Records with interface code

>> start

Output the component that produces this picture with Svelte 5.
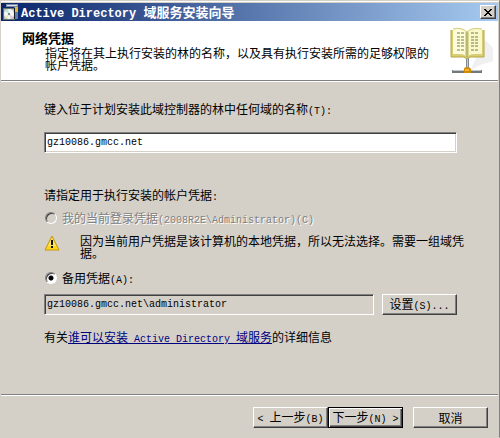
<script>
	let domain = $state('gz10086.gmcc.net');
	let account = $state('gz10086.gmcc.net\\administrator');
	let credential = $state('alternate');
</script>

<main class="window">
	<header class="titlebar">
		<svg class="app-icon" width="16" height="16" viewBox="0 0 16 16" aria-hidden="true">
			<path d="M3 0h12v3H3z" fill="#7c8aa5" />
			<path d="M4 1h10v1H4z" fill="#d9dfeb" />
			<path d="M11 3h4v12h-4z" fill="#5d7dac" />
			<path d="M12 3h3v5h-3z" fill="#dfb638" />
			<path d="M0 4h12v12H0z" fill="#657467" />
			<path d="M1 5h10v10H1z" fill="#b7bdb9" />
			<circle cx="6" cy="10" r="5" fill="#f4f5f4" />
			<path d="M6 10 2 7a5 5 0 0 1 3-2z" fill="#b9e3df" />
			<path d="m6 10 4 3-2 2z" fill="#dfc4e5" />
			<path d="m6 10-4 3 2 2z" fill="#e6e9a5" />
			<circle cx="6" cy="10" r="1" fill="#59615d" />
			<path d="M11 4h1v11h-1z" fill="#171d24" />
		</svg>
		<h1><span class="latin">{'Active Directory '}</span>域服务安装向导</h1>
		<button type="button" class="close" aria-label="关闭">
			<svg width="8" height="7" viewBox="0 0 8 7" shape-rendering="crispEdges" aria-hidden="true">
				<path d="M0 0h2v1H0zM6 0h2v1H6zM1 1h2v1H1zM5 1h2v1H5zM2 2h4v1H2zM3 3h2v1H3zM2 4h4v1H2zM1 5h2v1H1zM5 5h2v1H5zM0 6h2v1H0zM6 6h2v1H6z" />
			</svg>
		</button>
	</header>

	<section class="banner">
		<div class="banner-text">
			<h2>网络凭据</h2>
			<p>指定将在其上执行安装的林的名称，以及具有执行安装所需的足够权限的帐户凭据。</p>
		</div>
		<svg class="book" width="44" height="48" viewBox="0 0 44 48" aria-hidden="true">
			<path d="M35 13 43 21v13L30 38l-10 6 6-13z" fill="#f0f0f0" />
			<path d="M16 29h3v13h-3z" fill="#7e8a90" />
			<path d="M17 29h1v13h-1z" fill="#c4cdd1" />
			<path d="M2 43h30v3H2z" fill="#73787b" />
			<path d="M3 43h28v1H3z" fill="#c1c5c7" />
			<path d="M14 42q0-2 3-2t4 2v4h-7z" fill="#d28b08" />
			<path d="M15 42h4v2h-4z" fill="#f4b72b" />
			<path d="M1 3h2v24q9-1 14 2 5-3 15-2V3h2v27H20l-3 2-3-2H1z" fill="#d9cd72" />
			<path d="M1 3v27h13l3 2 3-2h14V3" fill="none" stroke="#b5a645" />
			<path d="M3 2q9-2 14 3v24q-5-4-14-2z" fill="#fdfdd8" />
			<path d="M32 2q-10-2-15 3v24q5-4 15-2z" fill="#f9f8c8" />
			<path d="M3 2q9-2 14 3 5-5 15-3" fill="none" stroke="#d1c975" />
			<path d="M15 4q2 1 2 3v22l-2-1zM19 4q-2 1-2 3v22l2-1z" fill="#dedb96" />
			<path d="M17 5v25" stroke="#9a954c" />
			<path
				d="M7 6h7M7 10h7M7 13h7M7 16h7M7 19h7M7 23h7M21 6h7M21 10h7M21 13h7M21 16h7M21 19h7M21 23h7"
				stroke="#777a4c"
				stroke-dasharray="3 1"
			/>
		</svg>
	</section>

	<form id="wizard" class="content" onsubmit={(event) => event.preventDefault()}>
		<label class="line" for="domain">键入位于计划安装此域控制器的林中任何域的名称<span class="latin">(T):</span></label>
		<input id="domain" class="field domain" type="text" bind:value={domain} />

		<fieldset>
			<legend class="line">请指定用于执行安装的帐户凭据<span class="latin">:</span></legend>

			<label class="option disabled">
				<input type="radio" name="credential" value="current" bind:group={credential} disabled />
				<span>我的当前登录凭据<span class="latin">(2008R2E\Administrator)(C)</span></span>
			</label>

			<div class="warning">
				<svg width="16" height="16" viewBox="0 0 16 16" aria-hidden="true">
					<path d="M8 1 15 15H1z" fill="#ffd51c" stroke="#c59712" stroke-linejoin="round" />
					<path d="M8 3 12 11H4z" fill="#ffe765" />
					<path d="M7 5h2v5H7zM7 11h2v2H7z" fill="#111111" />
				</svg>
				<p>因为当前用户凭据是该计算机的本地凭据，所以无法选择。需要一组域凭据。</p>
			</div>

			<label class="option">
				<input type="radio" name="credential" value="alternate" bind:group={credential} />
				<span>备用凭据<span class="latin">(A):</span></span>
			</label>

			<div class="account">
				<input class="field" type="text" aria-label="备用凭据" bind:value={account} readonly />
				<button type="button" class="button">设置<span class="latin">(S)...</span></button>
			</div>
		</fieldset>

		<p class="help line">
			有关<a href="#help">谁可以安装<span class="latin">{' Active Directory '}</span>域服务</a>的详细信息
		</p>
	</form>

	<footer>
		<div class="steps">
			<button type="button" class="button"><span class="latin">{'< '}</span>上一步<span class="latin">(B)</span></button>
			<button type="submit" form="wizard" class="button default">下一步<span class="latin">{'(N) >'}</span></button>
		</div>
		<button type="button" class="button">取消</button>
	</footer>
</main>

<style>
	:global(body) {
		margin: 0;
		background: #d4d0c8;
	}

	.window {
		display: flex;
		flex-direction: column;
		box-sizing: border-box;
		min-height: 100vh;
		padding: 1px 1px 0 0;
		border: 1px solid #d4d0c8;
		border-right-color: #808080;
		box-shadow: inset 0 1px #ffffff;
		background: #d4d0c8;
		color: #000000;
		font: 12px/12px 'Noto Sans CJK SC', sans-serif;
	}

	h1,
	h2,
	p {
		margin: 0;
	}

	.latin {
		font-family: 'Liberation Mono', monospace;
		font-size: 10px;
		line-height: 1;
		white-space: pre;
	}

	.titlebar {
		display: flex;
		align-items: center;
		height: 18px;
		margin-top: 1px;
		padding: 0 2px;
		background: linear-gradient(to right, #0a246a, #a6caf0);
	}

	.titlebar h1 {
		flex: 1;
		margin-left: 2px;
		color: #ffffff;
		font-size: 13px;
		font-weight: 700;
		line-height: 18px;
		white-space: nowrap;
	}

	.titlebar .latin {
		font-size: 12px;
	}

	.button,
	.close {
		box-sizing: border-box;
		padding: 0;
		border: 1px solid;
		border-color: #ffffff #404040 #404040 #ffffff;
		box-shadow: inset -1px -1px #808080;
		background: #d4d0c8;
		color: #000000;
		font: inherit;
	}

	.close {
		display: grid;
		place-items: center;
		width: 16px;
		height: 14px;
	}

	.banner {
		display: flex;
		justify-content: space-between;
		box-sizing: border-box;
		min-height: 60px;
		padding: 6px 4px 0 21px;
		border-bottom: 1px solid #808080;
		box-shadow: 0 1px #ffffff;
		background: #ffffff;
	}

	.banner-text {
		padding-top: 4px;
	}

	.banner h2 {
		font-size: 13px;
		line-height: 14px;
	}

	.banner p {
		max-width: 390px;
		margin: 2px 0 0 23px;
	}

	.book {
		flex: none;
	}

	.content {
		flex: 1;
		padding: 20px 41px 0 43px;
	}

	.line {
		display: block;
		line-height: 16px;
	}

	.field {
		box-sizing: border-box;
		width: 100%;
		min-width: 0;
		height: 21px;
		padding: 0 2px;
		border: 1px solid;
		border-color: #808080 #ffffff #ffffff #808080;
		border-radius: 0;
		outline: 0;
		box-shadow: inset 1px 1px #404040;
		background: #ffffff;
		color: #000000;
		font: 10px/16px 'Liberation Mono', monospace;
	}

	.domain {
		display: block;
		margin-top: 15px;
		box-shadow:
			inset 1px 1px #404040,
			inset -1px -1px #d4d0c8;
	}

	.field[readonly] {
		background: #d4d0c8;
	}

	fieldset {
		min-width: 0;
		margin: 34px 0 0;
		padding: 0;
		border: 0;
	}

	legend {
		padding: 0;
	}

	.option {
		display: flex;
		align-items: center;
		gap: 5px;
		width: fit-content;
		margin-top: 7px;
		line-height: 16px;
	}

	.option input {
		box-sizing: border-box;
		width: 12px;
		height: 12px;
		margin: 0 0 0 1px;
		appearance: none;
		border: 1px solid;
		border-color: #808080 #ffffff #ffffff #808080;
		border-radius: 50%;
		box-shadow: inset 1px 1px #404040;
		background: #ffffff;
	}

	.option input:checked {
		background: radial-gradient(circle, #000000 2px, #ffffff 3px);
	}

	.option input:disabled {
		background: #d4d0c8;
	}

	.disabled {
		color: #808080;
		text-shadow: 1px 1px #ffffff;
	}

	.warning {
		display: flex;
		gap: 20px;
		margin: 9px -10px 0 0;
	}

	.warning svg {
		flex: none;
	}

	.warning p {
		max-width: 390px;
	}

	.warning + .option {
		margin-top: 11px;
	}

	.account {
		display: flex;
		gap: 8px;
		margin-top: 8px;
	}

	.account .field {
		flex: 1;
	}

	.button {
		flex: none;
		width: 75px;
		height: 21px;
		white-space: nowrap;
	}

	.default {
		border-color: #000000;
		box-shadow:
			inset 1px 1px #ffffff,
			inset -1px -1px #404040,
			inset -2px -2px #808080;
	}

	.help {
		margin-top: 14px;
	}

	a {
		color: #000080;
		text-decoration: underline;
	}

	footer {
		display: flex;
		justify-content: flex-end;
		gap: 10px;
		padding: 12px 10px 9px 0;
		border-top: 1px solid #808080;
		box-shadow: inset 0 1px #ffffff;
	}

	.steps {
		display: flex;
	}
</style>
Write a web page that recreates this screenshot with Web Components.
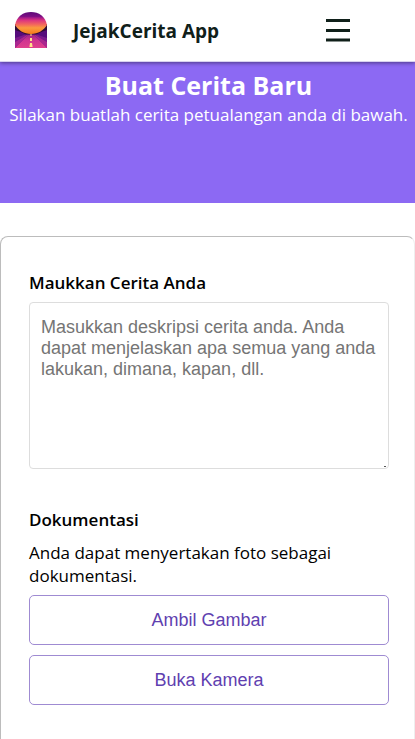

>> end

WHAT YOU HAVE TO DO:
Say how many lines above hold the word "this", giving only the count.

REPLY TO THE TASK:
2